Interactive elements a key component of NBAT2’s popularity

The account’s bio includes a hotline that people can call to leave ideas for experiments, part of an intentional effort to involve the audience in the science. After a recent video ranked the top 80 hottest NBA players, R&D invited viewers to submit their own rankings through an online form.

“I think that’s what is really powerful about 2K is how interactive it is,” Perlmutter said. “Social media today is very participatory. The trends and the content creators who are, I think, most beloved are folks who make the user feel like the user, the fan, can participate in the activity – and I think we’re trying to embody that with all of our programming.”

In addition to the R&D account, NBAT2 operates an NBA 2K League that features NBA players and content creators competing with fans in virtual and live in-person events. Another NBAT2 project is a travel show hosted by former Chicago Bulls star Joakim Noah called, “NOMAD,” which examines culture through the lens of basketball and which Perlmutter describes as sharing a loose kinship with Anthony Bourdain’s “No Reservations.”

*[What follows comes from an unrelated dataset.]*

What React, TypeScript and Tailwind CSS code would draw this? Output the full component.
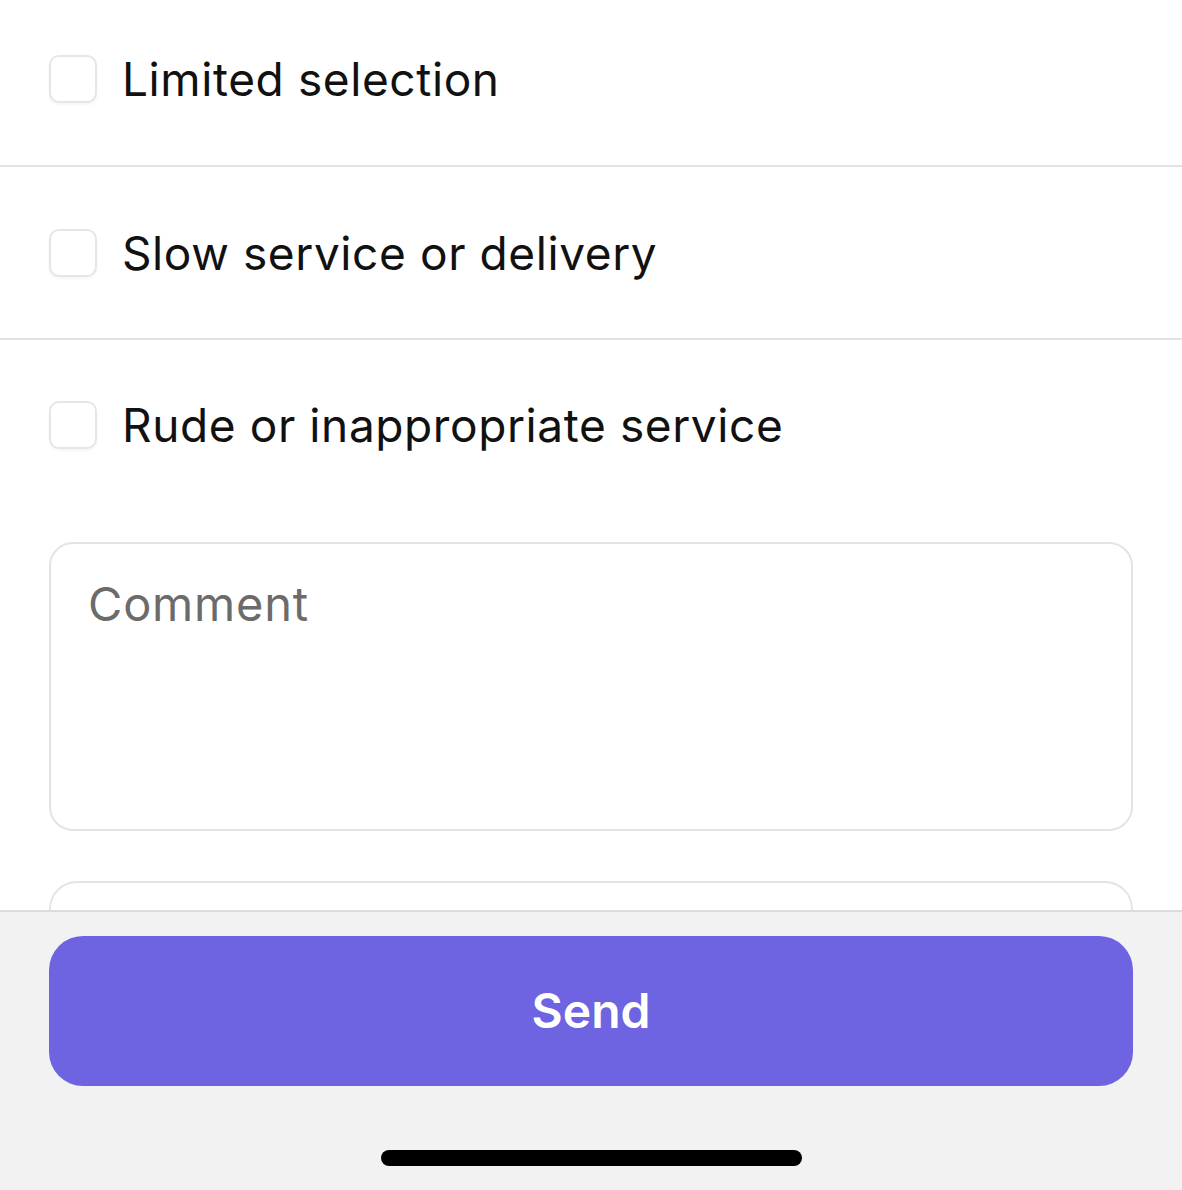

The goal behind it all, Perlmutter said, is to connect with young people who consume entertainment on social media and who are just as interested in celebrity culture or video games as they are what happens on a competitive basketball court. Ideally, NBAT2 will appeal to its existing core of 2K users and simultaneously expand its reach to an entirely new audience.

Asked to choose her favorite NBA R&D video, DeRegis protested that it was like being asked to choose her favorite child. As the self-described “astrology witchy girl” of the group, she is partial to concepts that include an astrology angle. However, the beauty of the wide-ranging experiments is that there’s something for everyone.

That’s why DeRegis isn’t surprised NBA R&D has resonated with people.

“I think we were really passionate about it and we all just kind of knew in that room that this was a winning idea,” she said. “So I don’t think that I’m surprised, but I’m very happy with the results in that our feelings of it being a good idea really were correct and paid off.”